Whether plaintiffs' appointment procedures did or did not comply with applicable personnel regulations is, in the first instance, a factual matter to be determined. Before defendants could prevail on their legal contention that the appointments were void because improper procedures had been followed and that the terminations were procedurally proper, they first had to establish as a factual matter what procedures were or were not followed. If defendants are contending that plaintiffs' showing in response to defendants' motion for summary judgment was insufficient to raise a genuine issue of material fact with respect to defendants' contention that the appointments had not been procedurally proper and that the termination process had been adequate, that, again, is a matter outside the scope of our limited review in these type of interlocutory appeals. Cheveras Pacheco, 809 F.2d at 127; Bonitz v. Fair, 804 F.2d at 166-68 (interlocutory appeal under Mitchell v. Forsyth is not a procedure for sorting out facts, even for the purpose of determining whether they are undisputed). Consequently, the denial of summary judgment on the procedural due process claim will stand.
As for these 20 employees' First Amendment claims, there is no dispute that these career employees could not be terminated for political reasons. As with the four employees addressed in part 2, defendants maintain they were not fired for political reasons but rather because their appointments were void. Again, this presents a Mount Healthy type of situation.

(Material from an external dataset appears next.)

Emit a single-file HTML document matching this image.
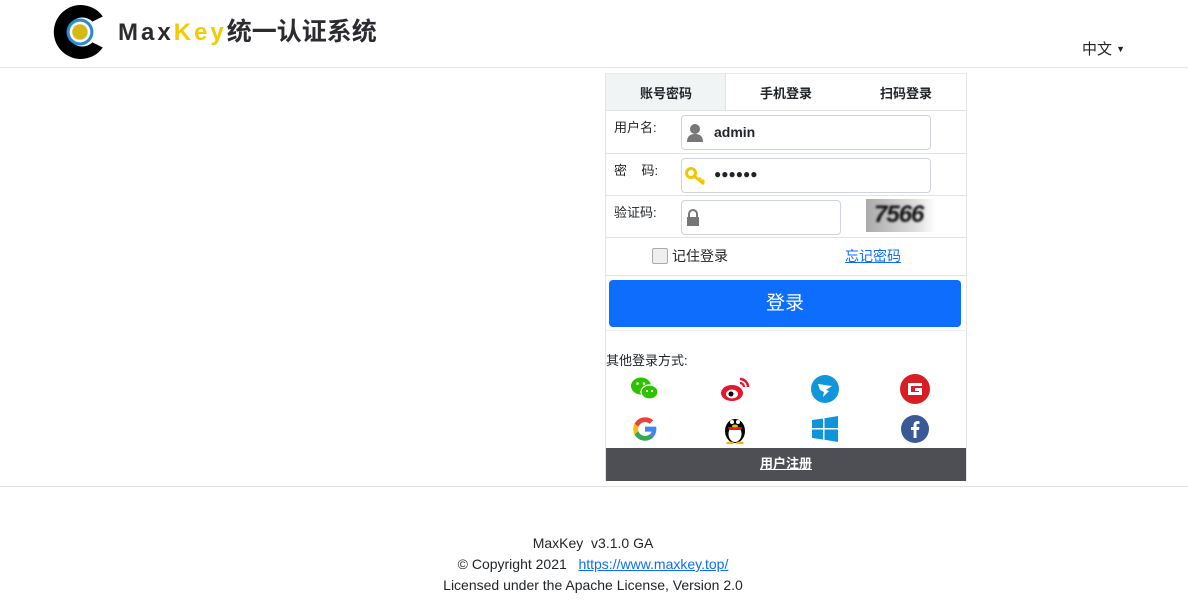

In sum, the order denying defendants qualified immunity from damages liability is reversed with respect to the First Amendment and due process claims of Olga Grigg, the former translator. It is affirmed with respect to the First Amendment claims of the four trust employees discussed in part 2, but is vacated for further consideration with respect to these four employees' due process claims. It is affirmed with respect to the 20 career employees discussed in part 3 of this opinion.